The USS Gary is just one sign of warming relations between the two nations. Two days after the ship left Sihanoukville, President Bush signed into law a budget resolution for 2007 that for the first time in nearly a decade lifts the congressional ban on direct US funding to Cambodia.
This change in US policy comes as the international community calls attention to Cambodia's shortcomings on corruption and human rights.

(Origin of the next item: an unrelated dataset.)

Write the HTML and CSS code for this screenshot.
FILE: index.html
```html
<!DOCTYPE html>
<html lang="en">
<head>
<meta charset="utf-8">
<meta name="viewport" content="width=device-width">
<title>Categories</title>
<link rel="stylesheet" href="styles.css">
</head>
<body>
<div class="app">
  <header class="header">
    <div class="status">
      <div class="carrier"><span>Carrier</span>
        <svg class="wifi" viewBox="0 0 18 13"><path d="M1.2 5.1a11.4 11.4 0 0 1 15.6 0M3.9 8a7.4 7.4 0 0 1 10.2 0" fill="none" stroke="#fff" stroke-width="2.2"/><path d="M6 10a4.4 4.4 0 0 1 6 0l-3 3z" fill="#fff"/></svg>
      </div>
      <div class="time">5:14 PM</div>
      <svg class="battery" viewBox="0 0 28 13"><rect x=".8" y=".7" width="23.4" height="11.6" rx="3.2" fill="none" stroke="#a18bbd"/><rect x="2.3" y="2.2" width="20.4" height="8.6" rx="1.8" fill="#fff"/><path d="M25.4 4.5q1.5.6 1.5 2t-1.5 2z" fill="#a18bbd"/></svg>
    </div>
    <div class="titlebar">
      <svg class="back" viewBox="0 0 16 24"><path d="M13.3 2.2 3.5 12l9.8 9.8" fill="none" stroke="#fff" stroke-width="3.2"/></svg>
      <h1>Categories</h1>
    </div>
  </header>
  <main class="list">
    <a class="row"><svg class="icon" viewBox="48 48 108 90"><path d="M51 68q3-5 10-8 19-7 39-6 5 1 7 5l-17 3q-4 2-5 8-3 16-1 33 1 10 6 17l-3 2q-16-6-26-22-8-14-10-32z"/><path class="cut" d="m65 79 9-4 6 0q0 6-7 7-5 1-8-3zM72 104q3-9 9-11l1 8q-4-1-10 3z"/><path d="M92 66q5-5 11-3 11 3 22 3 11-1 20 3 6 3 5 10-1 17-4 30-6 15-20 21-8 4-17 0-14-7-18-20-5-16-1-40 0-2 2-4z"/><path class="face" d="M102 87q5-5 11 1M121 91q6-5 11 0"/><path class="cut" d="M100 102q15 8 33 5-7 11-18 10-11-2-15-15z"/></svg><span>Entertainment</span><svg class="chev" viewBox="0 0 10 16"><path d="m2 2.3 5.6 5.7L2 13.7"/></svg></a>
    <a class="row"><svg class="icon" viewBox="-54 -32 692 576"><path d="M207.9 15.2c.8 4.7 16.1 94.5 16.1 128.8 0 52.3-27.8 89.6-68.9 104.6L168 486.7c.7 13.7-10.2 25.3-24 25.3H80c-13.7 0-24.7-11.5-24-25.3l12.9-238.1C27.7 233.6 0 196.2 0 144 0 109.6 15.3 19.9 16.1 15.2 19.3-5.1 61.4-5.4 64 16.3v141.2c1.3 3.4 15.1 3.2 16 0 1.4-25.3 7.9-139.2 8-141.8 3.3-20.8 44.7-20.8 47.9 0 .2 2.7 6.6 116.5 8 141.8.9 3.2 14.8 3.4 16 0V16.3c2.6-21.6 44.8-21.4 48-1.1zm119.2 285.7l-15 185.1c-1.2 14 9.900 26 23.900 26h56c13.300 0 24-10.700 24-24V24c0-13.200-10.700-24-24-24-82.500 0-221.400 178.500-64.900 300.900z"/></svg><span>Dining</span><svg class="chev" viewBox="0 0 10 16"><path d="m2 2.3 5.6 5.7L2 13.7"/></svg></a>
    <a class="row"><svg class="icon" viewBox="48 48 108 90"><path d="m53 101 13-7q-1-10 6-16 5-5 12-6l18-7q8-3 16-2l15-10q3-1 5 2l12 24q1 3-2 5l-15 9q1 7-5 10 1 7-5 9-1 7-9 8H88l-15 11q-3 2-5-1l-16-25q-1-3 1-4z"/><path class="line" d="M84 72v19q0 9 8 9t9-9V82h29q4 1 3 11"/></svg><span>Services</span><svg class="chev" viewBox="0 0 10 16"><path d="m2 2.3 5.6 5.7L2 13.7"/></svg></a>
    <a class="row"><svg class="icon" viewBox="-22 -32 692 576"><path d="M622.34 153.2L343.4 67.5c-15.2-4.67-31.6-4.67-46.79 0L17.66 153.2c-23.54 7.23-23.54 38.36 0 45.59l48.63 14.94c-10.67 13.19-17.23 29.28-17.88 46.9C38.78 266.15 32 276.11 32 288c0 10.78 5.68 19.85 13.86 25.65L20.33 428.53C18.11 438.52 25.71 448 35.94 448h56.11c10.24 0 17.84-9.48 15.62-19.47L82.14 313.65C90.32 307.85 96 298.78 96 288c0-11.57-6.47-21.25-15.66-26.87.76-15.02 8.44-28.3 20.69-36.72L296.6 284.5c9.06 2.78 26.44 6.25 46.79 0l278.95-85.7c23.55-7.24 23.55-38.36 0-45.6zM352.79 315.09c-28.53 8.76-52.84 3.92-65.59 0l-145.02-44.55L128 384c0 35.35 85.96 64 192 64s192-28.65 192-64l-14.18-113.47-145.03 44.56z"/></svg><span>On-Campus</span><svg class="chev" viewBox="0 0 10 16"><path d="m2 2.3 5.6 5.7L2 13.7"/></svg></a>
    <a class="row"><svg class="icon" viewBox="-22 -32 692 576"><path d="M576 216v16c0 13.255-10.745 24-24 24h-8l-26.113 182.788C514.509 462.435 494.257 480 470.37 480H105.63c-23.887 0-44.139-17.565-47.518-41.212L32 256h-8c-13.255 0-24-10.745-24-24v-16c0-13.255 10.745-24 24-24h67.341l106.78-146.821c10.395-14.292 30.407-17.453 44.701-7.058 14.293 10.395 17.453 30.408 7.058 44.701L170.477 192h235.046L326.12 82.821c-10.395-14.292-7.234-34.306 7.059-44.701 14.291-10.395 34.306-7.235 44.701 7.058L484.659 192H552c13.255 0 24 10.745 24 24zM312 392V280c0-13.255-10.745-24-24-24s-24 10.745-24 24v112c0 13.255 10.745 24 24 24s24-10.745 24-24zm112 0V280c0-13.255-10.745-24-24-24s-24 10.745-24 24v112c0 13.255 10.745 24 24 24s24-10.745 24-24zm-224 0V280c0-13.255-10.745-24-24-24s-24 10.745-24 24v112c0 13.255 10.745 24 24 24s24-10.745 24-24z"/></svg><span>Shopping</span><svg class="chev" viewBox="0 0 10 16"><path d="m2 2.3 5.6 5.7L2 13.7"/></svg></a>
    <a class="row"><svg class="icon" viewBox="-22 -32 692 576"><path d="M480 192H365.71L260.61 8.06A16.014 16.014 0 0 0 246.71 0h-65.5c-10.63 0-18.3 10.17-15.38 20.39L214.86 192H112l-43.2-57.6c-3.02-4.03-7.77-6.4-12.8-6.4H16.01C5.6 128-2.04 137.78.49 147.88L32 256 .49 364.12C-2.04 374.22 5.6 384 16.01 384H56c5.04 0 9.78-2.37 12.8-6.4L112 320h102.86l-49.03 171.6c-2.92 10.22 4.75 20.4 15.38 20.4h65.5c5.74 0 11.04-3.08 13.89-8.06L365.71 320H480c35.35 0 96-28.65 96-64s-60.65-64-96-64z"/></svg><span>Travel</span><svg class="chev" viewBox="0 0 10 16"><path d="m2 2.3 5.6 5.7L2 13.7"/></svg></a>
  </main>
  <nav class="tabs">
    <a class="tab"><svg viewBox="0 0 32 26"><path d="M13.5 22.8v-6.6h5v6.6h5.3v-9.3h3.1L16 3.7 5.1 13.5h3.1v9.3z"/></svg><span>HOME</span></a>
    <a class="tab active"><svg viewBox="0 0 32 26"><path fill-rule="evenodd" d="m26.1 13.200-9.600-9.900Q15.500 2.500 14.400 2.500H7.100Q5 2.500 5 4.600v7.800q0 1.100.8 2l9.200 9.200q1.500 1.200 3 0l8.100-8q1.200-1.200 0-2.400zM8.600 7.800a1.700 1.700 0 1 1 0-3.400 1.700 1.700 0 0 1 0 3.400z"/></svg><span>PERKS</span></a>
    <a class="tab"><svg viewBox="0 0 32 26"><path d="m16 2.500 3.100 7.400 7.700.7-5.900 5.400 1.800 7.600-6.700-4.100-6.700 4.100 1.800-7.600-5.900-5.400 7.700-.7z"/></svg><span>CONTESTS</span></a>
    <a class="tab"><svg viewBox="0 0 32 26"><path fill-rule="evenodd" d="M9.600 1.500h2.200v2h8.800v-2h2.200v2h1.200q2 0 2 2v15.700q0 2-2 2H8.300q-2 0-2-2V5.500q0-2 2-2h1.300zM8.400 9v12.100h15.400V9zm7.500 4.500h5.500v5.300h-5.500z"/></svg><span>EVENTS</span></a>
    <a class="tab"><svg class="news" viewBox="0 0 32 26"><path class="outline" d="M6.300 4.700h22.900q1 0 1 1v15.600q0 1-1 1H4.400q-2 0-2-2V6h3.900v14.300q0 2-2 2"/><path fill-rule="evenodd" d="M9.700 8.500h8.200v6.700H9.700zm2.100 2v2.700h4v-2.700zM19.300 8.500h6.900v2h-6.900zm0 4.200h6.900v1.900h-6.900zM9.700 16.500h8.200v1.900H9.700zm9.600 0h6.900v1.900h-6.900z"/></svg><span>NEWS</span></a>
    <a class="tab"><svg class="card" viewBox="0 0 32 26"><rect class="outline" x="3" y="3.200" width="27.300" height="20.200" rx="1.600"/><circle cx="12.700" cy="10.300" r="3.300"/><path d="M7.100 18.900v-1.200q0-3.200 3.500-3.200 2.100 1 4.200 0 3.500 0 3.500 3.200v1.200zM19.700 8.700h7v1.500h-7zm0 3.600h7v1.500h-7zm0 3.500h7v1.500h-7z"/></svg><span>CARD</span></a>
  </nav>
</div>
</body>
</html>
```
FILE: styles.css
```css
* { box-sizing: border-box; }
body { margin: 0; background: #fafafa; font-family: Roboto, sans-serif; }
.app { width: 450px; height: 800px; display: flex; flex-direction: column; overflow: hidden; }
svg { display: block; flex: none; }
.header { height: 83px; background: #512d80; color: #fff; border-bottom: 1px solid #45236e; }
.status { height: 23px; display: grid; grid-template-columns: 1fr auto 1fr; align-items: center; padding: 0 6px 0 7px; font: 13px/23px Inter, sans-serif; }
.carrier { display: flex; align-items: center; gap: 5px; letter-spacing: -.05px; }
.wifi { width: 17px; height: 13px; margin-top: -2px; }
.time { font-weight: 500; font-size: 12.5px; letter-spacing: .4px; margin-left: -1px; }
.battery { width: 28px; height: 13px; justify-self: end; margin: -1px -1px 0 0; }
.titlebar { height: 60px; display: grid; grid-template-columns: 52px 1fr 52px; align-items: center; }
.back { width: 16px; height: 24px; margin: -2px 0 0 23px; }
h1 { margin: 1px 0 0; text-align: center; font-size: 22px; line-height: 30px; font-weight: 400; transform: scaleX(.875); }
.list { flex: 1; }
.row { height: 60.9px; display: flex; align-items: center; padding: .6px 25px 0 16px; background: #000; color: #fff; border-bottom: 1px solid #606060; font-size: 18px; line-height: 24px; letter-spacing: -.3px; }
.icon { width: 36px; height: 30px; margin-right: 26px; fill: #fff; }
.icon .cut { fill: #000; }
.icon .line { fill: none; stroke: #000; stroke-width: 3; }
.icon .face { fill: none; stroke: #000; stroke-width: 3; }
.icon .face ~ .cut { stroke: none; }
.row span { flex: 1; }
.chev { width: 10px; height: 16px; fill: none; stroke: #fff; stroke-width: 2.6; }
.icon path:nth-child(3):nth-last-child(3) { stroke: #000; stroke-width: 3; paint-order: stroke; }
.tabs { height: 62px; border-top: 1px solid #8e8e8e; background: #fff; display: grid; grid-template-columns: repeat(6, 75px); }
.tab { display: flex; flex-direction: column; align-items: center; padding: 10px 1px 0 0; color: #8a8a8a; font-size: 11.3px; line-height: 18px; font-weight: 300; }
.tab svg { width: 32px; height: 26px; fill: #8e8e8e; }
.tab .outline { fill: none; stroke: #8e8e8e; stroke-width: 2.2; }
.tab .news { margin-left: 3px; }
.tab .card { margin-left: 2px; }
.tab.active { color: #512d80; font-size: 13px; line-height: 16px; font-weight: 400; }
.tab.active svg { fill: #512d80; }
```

US officials say that it is a shift of strategy driven, in part, by the exigencies of the US-led war on terror.
"Our hope is to have more normal relations and draw Cambodia closer to the community of nations," says Joseph Mussomeli, the US ambassador to Cambodia.
The appearance in Cambodia in 2002 and 2003 of Riduan Isamuddin – an Indonesian better known as Hambali, who was believed to be Al Qaeda's top operative in Southeast Asia – was a wake-up call to Washington, one Cambodia-watcher and US congressional aide said on condition of anonymity. "Washington bureaucrats finally realized what Cambodia-watchers knew all along: Cambodia matters, and it is indeed a swamp in need of draining."
Sam Rainsy, the leader of the eponymous Sam Rainsy Party, which is the closest thing Cambodia has to an opposition party, praises the policy change, saying it will give the US more leverage to promote human rights and democracy in a region increasingly dominated by China. "China does not pay any attention to human rights," he says. "We cannot leave our country to Chinese influence alone. The world must be more balanced."